Unread post by Jon »

mike wrote:Wow! Very informative. Too bad he didn't publish the paper before he died. Or, maybe he didn't have all the evidence he needed. Maybe someone else will take up the research and publish it.
Well I have contacted the other Geologist who co-authored a lot of the papers. It turns out he still works at SUNY Potsdam. I told him I was doing a report on the mountain, and that his published articles were difficult to find online. He's sending me all the literature he has on the topic.

Problem with doing this type of research is that there isn't much economic benefit to proving it's a crater site or not. Some crater impact sites like Sundbury, Canada (2nd largest known on earth 250 km diameter) caused a giant hole to be gouged in the Earth's crust, and fresh magma spewed up making rich mineral deposits such as Nickel, platinum and gold. Most crater sites people are interested in because they are natural cap for fossil fuels such as natural gas and oil.

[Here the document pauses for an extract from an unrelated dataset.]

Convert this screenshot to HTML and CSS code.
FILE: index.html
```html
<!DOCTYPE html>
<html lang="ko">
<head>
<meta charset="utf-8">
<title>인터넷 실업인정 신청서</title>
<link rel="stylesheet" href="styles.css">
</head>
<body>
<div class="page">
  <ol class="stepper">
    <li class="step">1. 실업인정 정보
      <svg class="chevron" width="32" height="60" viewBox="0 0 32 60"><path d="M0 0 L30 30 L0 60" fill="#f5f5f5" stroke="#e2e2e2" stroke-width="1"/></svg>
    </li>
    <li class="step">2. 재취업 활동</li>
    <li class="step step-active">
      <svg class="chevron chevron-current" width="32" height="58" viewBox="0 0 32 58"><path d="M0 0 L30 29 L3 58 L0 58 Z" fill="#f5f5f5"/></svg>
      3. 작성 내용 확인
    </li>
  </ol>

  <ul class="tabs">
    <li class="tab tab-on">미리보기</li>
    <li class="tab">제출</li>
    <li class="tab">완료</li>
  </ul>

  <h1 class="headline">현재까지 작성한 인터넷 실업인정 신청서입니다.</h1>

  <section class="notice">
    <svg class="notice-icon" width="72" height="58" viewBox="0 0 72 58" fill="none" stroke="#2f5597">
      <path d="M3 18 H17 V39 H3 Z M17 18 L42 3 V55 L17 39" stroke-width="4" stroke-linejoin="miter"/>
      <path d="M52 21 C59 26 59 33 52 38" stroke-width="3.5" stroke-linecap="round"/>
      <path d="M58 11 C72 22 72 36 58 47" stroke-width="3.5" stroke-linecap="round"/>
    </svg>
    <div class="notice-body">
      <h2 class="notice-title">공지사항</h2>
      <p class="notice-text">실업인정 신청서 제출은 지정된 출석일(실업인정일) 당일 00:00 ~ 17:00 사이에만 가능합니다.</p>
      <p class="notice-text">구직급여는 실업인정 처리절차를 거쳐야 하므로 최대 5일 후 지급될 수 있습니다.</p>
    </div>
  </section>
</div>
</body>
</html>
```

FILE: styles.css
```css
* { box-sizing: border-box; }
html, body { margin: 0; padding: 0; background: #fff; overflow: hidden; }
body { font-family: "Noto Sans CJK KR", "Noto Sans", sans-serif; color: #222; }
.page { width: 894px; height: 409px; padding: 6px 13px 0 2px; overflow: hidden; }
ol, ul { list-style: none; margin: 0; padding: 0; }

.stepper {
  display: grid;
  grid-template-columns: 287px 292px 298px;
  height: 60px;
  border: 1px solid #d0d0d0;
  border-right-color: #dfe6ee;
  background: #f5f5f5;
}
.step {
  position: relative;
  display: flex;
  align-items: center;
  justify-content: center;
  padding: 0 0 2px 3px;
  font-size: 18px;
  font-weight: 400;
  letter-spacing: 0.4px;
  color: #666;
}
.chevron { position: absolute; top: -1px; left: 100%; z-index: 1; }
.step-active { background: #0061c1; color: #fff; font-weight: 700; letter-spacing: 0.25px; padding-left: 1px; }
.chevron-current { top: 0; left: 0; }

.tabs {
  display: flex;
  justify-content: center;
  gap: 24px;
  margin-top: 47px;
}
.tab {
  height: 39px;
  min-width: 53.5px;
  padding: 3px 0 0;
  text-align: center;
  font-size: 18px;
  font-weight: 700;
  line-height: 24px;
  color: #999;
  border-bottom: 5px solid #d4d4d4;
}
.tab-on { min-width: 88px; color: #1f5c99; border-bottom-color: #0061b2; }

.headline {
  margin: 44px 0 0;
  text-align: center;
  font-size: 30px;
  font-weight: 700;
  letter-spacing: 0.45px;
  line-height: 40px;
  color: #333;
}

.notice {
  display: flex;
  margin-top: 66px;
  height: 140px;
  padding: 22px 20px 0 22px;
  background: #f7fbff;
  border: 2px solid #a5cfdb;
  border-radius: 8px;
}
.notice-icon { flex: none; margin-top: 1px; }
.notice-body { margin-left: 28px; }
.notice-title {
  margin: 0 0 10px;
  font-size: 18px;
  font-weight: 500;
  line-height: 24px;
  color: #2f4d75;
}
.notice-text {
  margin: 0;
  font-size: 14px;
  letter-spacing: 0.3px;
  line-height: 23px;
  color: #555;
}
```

Only one company ever drilled for gas on Panther and it was producing gas, but not enough to be economically viable so they shut the well down.

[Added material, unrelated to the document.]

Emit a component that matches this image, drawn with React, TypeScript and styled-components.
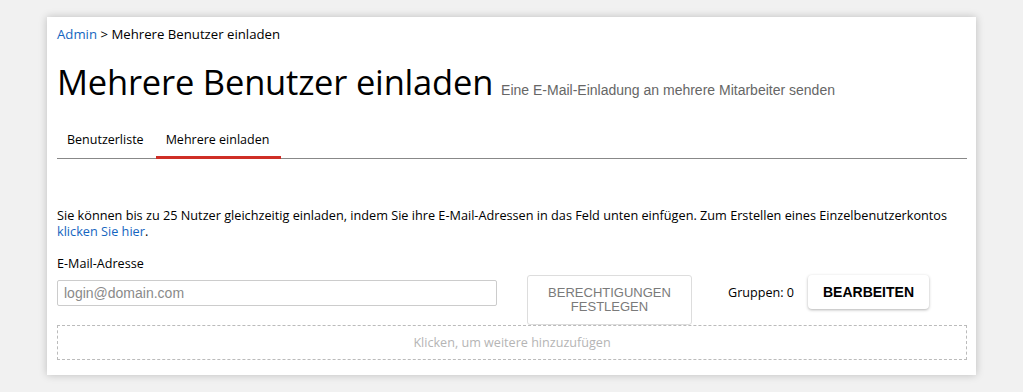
import React from 'react';
import styled, { createGlobalStyle } from 'styled-components';

const GlobalStyle = createGlobalStyle`
  html, body {
    margin: 0;
    padding: 0;
    background: #f1f1f1;
  }
  body {
    font-family: 'Open Sans', 'Noto Sans', sans-serif;
    color: #000;
  }
`;

const Page = styled.div`
  padding: 17px 47px 17px 47px;
`;

const Card = styled.div`
  width: 929px;
  box-sizing: border-box;
  background: #fff;
  padding: 8px 9px 15px 10px;
  box-shadow: 0 0 8px rgba(0, 0, 0, 0.22);
`;

const Breadcrumb = styled.div`
  font-size: 13.2px;
  line-height: 18px;
  a {
    color: #1565c0;
    text-decoration: none;
  }
`;

const Heading = styled.div`
  display: flex;
  align-items: baseline;
  margin-top: 17px;
`;

const Title = styled.h1`
  margin: 0;
  font-size: 34.5px;
  font-weight: 400;
  line-height: 44px;
  letter-spacing: -0.2px;
`;

const Subtitle = styled.span`
  margin-left: 8px;
  font-family: 'Liberation Sans', Arial, sans-serif;
  font-size: 14px;
  color: #666;
`;

const Tabs = styled.div`
  display: flex;
  margin-top: 27px;
  border-bottom: 1px solid #888;
`;

const Tab = styled.div<{ $active?: boolean }>`
  padding: 0 12px 7px 10px;
  font-size: 12.5px;
  line-height: 18px;
  border-bottom: 3px solid ${(p) => (p.$active ? '#cf2e26' : 'transparent')};
  margin-bottom: -1px;
`;

const Intro = styled.p`
  margin: 48px 0 0;
  font-size: 12.7px;
  line-height: 16px;
  a {
    color: #1565c0;
    text-decoration: none;
  }
`;

const Label = styled.div`
  margin-top: 17px;
  font-size: 12.6px;
  line-height: 16px;
`;

const Row = styled.div`
  display: flex;
  align-items: flex-start;
  margin-top: 3px;
`;

const Input = styled.input`
  width: 440px;
  height: 26px;
  box-sizing: border-box;
  margin-top: 5px;
  padding: 0 6px;
  border: 1px solid #ccc;
  border-radius: 2px;
  font-family: 'Liberation Sans', Arial, sans-serif;
  font-size: 14px;
  outline: none;
  &::placeholder {
    color: #8a8a8a;
  }
`;

const PermButton = styled.button`
  width: 165px;
  height: 50px;
  margin-left: 30px;
  background: #fff;
  border: 1px solid #ddd;
  border-radius: 3px;
  font-family: 'Liberation Sans', Arial, sans-serif;
  font-size: 13px;
  line-height: 14px;
  color: #7a7a7a;
  text-transform: uppercase;
  padding: 0 6px;
`;

const Groups = styled.span`
  margin-left: 36px;
  margin-top: 10px;
  font-size: 12.6px;
  line-height: 16px;
`;

const EditButton = styled.button`
  width: 121px;
  height: 34px;
  margin-left: 14px;
  background: #fff;
  border: none;
  border-radius: 4px;
  box-shadow: 0 1px 3px rgba(0, 0, 0, 0.3);
  font-family: 'Liberation Sans', Arial, sans-serif;
  font-weight: 700;
  font-size: 14px;
  color: #000;
`;

const AddBox = styled.div`
  height: 35px;
  box-sizing: border-box;
  border: 1px dashed #bbb;
  display: flex;
  align-items: center;
  justify-content: center;
  font-size: 12.6px;
  color: #b5b5b5;
`;

export default function App() {
  return (
    <Page>
      <GlobalStyle />
      <Card>
        <Breadcrumb>
          <a href="#">Admin</a> &gt; Mehrere Benutzer einladen
        </Breadcrumb>
        <Heading>
          <Title>Mehrere Benutzer einladen</Title>
          <Subtitle>Eine E-Mail-Einladung an mehrere Mitarbeiter senden</Subtitle>
        </Heading>
        <Tabs>
          <Tab>Benutzerliste</Tab>
          <Tab $active>Mehrere einladen</Tab>
        </Tabs>
        <Intro>
          Sie können bis zu 25 Nutzer gleichzeitig einladen, indem Sie ihre E-Mail-Adressen in das Feld
          unten einfügen. Zum Erstellen eines Einzelbenutzerkontos
          <br />
          <a href="#">klicken Sie hier</a>.
        </Intro>
        <Label>E-Mail-Adresse</Label>
        <Row>
          <Input placeholder="login@domain.com" />
          <PermButton>Berechtigungen festlegen</PermButton>
          <Groups>Gruppen: 0</Groups>
          <EditButton>BEARBEITEN</EditButton>
        </Row>
        <AddBox>Klicken, um weitere hinzuzufügen</AddBox>
      </Card>
    </Page>
  );
}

So unless a scientist can secure a grant from some research fund, pretty much volunteer work needs to be done to find proof. Even when the proof is found, you still need to be able to submit it to a peer reviewed journal, and be able to defend it, before the scientific community accepts it. Once it is proven and makes the "list" of confirmed impact sites, I'm sure that grants will be offered for further research.

It's kind of like a chicken and the egg type thing. No one will give you money to research unless you've got definitive evidence that it's a crater. The only "definitive" evidence is costly and expensive to find (drilling to 6000ft to obtain core-samples). So unless someone can find Shatter cones (99.99% proof of impact) by just strolling around in the woods, this will be a debatable topic for a while.